What is "my Father's Kingdom" in Matthew 26?


To what time do the references to the Kingdom belong in Matthew 26:29 (“My Father’s Kingdom”); Mark 14:25 (“the Kingdom of God”; see also Luke 22:16); and 2 Peter 1:11 (“the Everlasting Kingdom”)? Are these terms interchangeable?

It is evident that the expression, “My Father’s Kingdom” in Matthew 26: 29 refers to the same Kingdom as “the Kingdom of God” in Mark 14: 25, for the same occasion is referred to. It may be noticed that the Lord does not say “our Father’s Kingdom,” but “My Father’s Kingdom.” It reminds us of “My Father and your Father,” where there is a distinction with a difference. We might refer also to Matthew 13:43

“Then shall the righteous shine forth as the sun in the Kingdom of their Father.” The One whose Kingdom it is, will be in special relation to the redeemed—His own children—who will share in it; but as the Kingdom in its millennial aspect (which is specially in view here) will embrace in its scope many, who will not be children of God, born in the earth during its course, it is called also “the Kingdom of God.” He will be God of such, but not Father.
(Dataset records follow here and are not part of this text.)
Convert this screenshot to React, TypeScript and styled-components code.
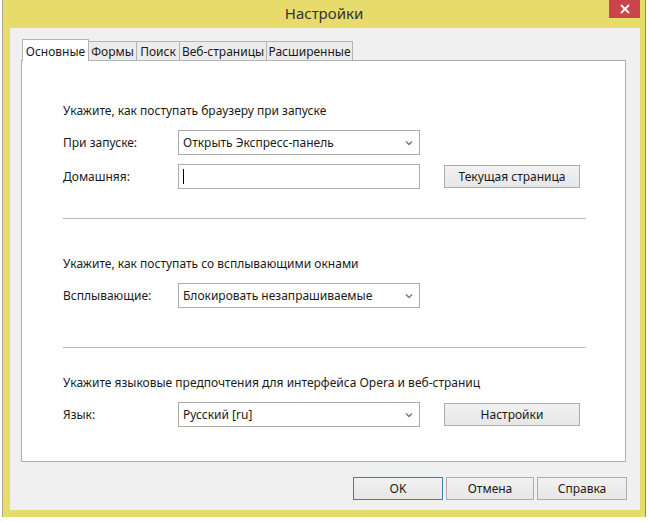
import styled, { createGlobalStyle } from "styled-components";

const GlobalStyle = createGlobalStyle`
  html, body {
    margin: 0;
    padding: 0;
    background: #ffffff;
  }
  body {
    font-family: "Noto Sans", "Open Sans", sans-serif;
    font-size: 12px;
    color: #1a1a1a;
  }
`;

const ChevronDown = () => (
  <svg width="8" height="6" viewBox="0 0 8 6">
    <path d="M1 1.5 L4 4.5 L7 1.5" fill="none" stroke="#7a7a7a" strokeWidth="1.5" />
  </svg>
);

const Window = styled.div`
  box-sizing: border-box;
  margin-left: 2px;
  width: 644px;
  height: 517px;
  display: flex;
  flex-direction: column;
  background: #e7dc6b;
  border-left: 1px solid #a8a68a;
  border-right: 1px solid #8c8a6a;
`;

const TitleBar = styled.div`
  height: 28px;
  display: grid;
  grid-template-columns: 1fr auto 1fr;
  align-items: start;
`;

const Title = styled.div`
  grid-column: 2;
  font-size: 15px;
  line-height: 26px;
  color: #333333;
`;

const CloseButton = styled.div`
  grid-column: 3;
  justify-self: end;
  margin-right: 5px;
  width: 31px;
  height: 18px;
  background: #c9454a;
  display: flex;
  align-items: center;
  justify-content: center;
`;

const Client = styled.div`
  flex: 1;
  margin: 0 5px 7px 7px;
  background: #f0f0f0;
  padding: 11px 14px 0 11px;
  display: flex;
  flex-direction: column;
`;

const TabRow = styled.div`
  display: flex;
  align-items: flex-end;
  height: 22px;
  margin-left: 1px;
  position: relative;
  z-index: 1;
  margin-bottom: -1px;
`;

const Tab = styled.div<{ $active?: boolean; $w: number }>`
  box-sizing: border-box;
  width: ${(p) => p.$w}px;
  height: ${(p) => (p.$active ? 22 : 20)}px;
  border: 1px solid #b4b4b4;
  border-bottom: ${(p) => (p.$active ? "none" : "1px solid #b4b4b4")};
  margin-left: ${(p) => (p.$active ? 0 : -1)}px;
  background: ${(p) => (p.$active ? "#ffffff" : "#ececec")};
  display: flex;
  align-items: center;
  justify-content: center;
  padding-top: ${(p) => (p.$active ? 1 : 0)}px;
  white-space: nowrap;
  &:first-child {
    margin-left: 0;
  }
`;

const Panel = styled.div`
  box-sizing: border-box;
  height: 402px;
  background: #ffffff;
  border: 1px solid #adadad;
  padding: 0 0 0 41px;
  display: flex;
  flex-direction: column;
`;

const Heading = styled.div<{ $top: number }>`
  margin-top: ${(p) => p.$top}px;
  line-height: 16px;
  margin-bottom: 11px;
  white-space: nowrap;
`;

const Row = styled.div<{ $gap?: number }>`
  display: flex;
  align-items: center;
  height: 25px;
  margin-top: ${(p) => p.$gap ?? 0}px;
`;

const Label = styled.div`
  width: 115px;
`;

const Select = styled.div`
  box-sizing: border-box;
  width: 242px;
  height: 25px;
  border: 1px solid #acacac;
  background: #ffffff;
  display: flex;
  align-items: center;
  justify-content: space-between;
  padding: 0 6px 0 4px;
`;

const TextInput = styled.div`
  box-sizing: border-box;
  width: 242px;
  height: 25px;
  border: 1px solid #abadb3;
  background: #ffffff;
  display: flex;
  align-items: center;
  padding-left: 4px;
`;

const Caret = styled.span`
  width: 1px;
  height: 15px;
  background: #000000;
`;

const Button = styled.div<{ $w: number; $default?: boolean }>`
  box-sizing: border-box;
  width: ${(p) => p.$w}px;
  height: 23px;
  border: 1px solid ${(p) => (p.$default ? "#3c7fb1" : "#acacac")};
  background: linear-gradient(#f2f2f2, #e6e6e6);
  display: flex;
  align-items: center;
  justify-content: center;
  color: #1a1a1a;
`;

const SideButton = styled(Button)`
  margin-left: 24px;
`;

const Separator = styled.div<{ $top: number }>`
  width: 523px;
  height: 1px;
  background: #b9b9b9;
  margin-top: ${(p) => p.$top}px;
`;

const Footer = styled.div`
  display: flex;
  justify-content: flex-end;
  gap: 3px;
  padding-top: 15px;
  margin-right: -1px;
`;

export default function App() {
  return (
    <>
      <GlobalStyle />
      <Window>
        <TitleBar>
          <Title>Настройки</Title>
          <CloseButton>
            <svg width="10" height="10" viewBox="0 0 10 10">
              <path d="M1 1 L9 9 M9 1 L1 9" stroke="#ffffff" strokeWidth="1.8" />
            </svg>
          </CloseButton>
        </TitleBar>
        <Client>
          <TabRow>
            <Tab $active $w={67}>Основные</Tab>
            <Tab $w={49}>Формы</Tab>
            <Tab $w={44}>Поиск</Tab>
            <Tab $w={88}>Веб-страницы</Tab>
            <Tab $w={87}>Расширенные</Tab>
          </TabRow>
          <Panel>
            <Heading $top={42}>Укажите, как поступать браузеру при запуске</Heading>
            <Row>
              <Label>При запуске:</Label>
              <Select>
                Открыть Экспресс-панель
                <ChevronDown />
              </Select>
            </Row>
            <Row $gap={9}>
              <Label>Домашняя:</Label>
              <TextInput>
                <Caret />
              </TextInput>
              <SideButton $w={136}>Текущая страница</SideButton>
            </Row>
            <Separator $top={29} />
            <Heading $top={37}>Укажите, как поступать со всплывающими окнами</Heading>
            <Row>
              <Label>Всплывающие:</Label>
              <Select>
                Блокировать незапрашиваемые
                <ChevronDown />
              </Select>
            </Row>
            <Separator $top={39} />
            <Heading $top={27}>Укажите языковые предпочтения для интерфейса Opera и веб-страниц</Heading>
            <Row>
              <Label>Язык:</Label>
              <Select>
                Русский [ru]
                <ChevronDown />
              </Select>
              <SideButton $w={136}>Настройки</SideButton>
            </Row>
          </Panel>
          <Footer>
            <Button $w={90} $default>OK</Button>
            <Button $w={88}>Отмена</Button>
            <Button $w={90}>Справка</Button>
          </Footer>
        </Client>
      </Window>
    </>
  );
}
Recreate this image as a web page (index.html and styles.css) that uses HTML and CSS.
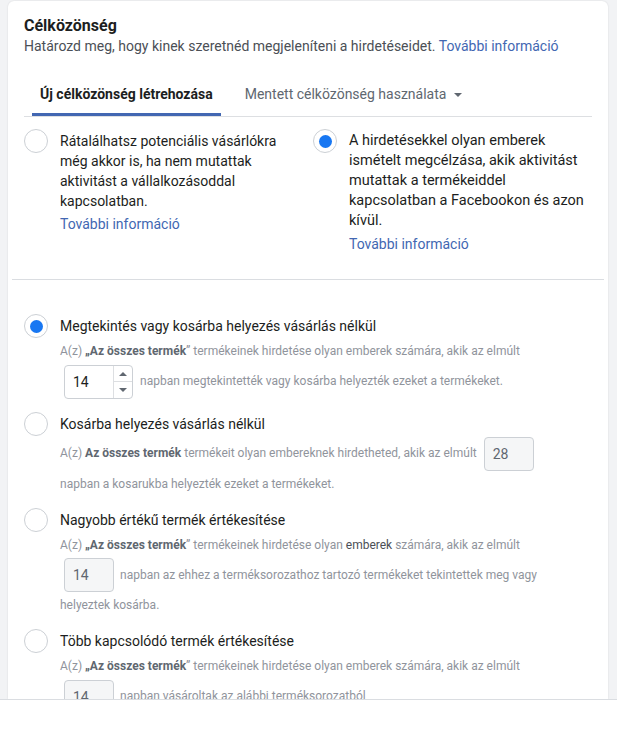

Though the Millennial Kingdom is only the first stage of the Everlasting Kingdom, of 2 Peter 1:11 and though our Lord Jesus Christ will reign over both in the Father’s Name, the two are quite distinct. In the Millennial Kingdom, though Satan will be excluded, evil will still be present, and the reign will close with the last great rebellion under Satan, who will be liberated for a short space. Then will all the enemies of God and of His Christ be subdued for ever under His feet and judged, so that in the Everlasting Kingdom, in which Christ will continue to reign for ever, there will be no “evil concurrent,” no opposing will, and righteousness will no longer “reign” as in the Millennium, but “dwell.”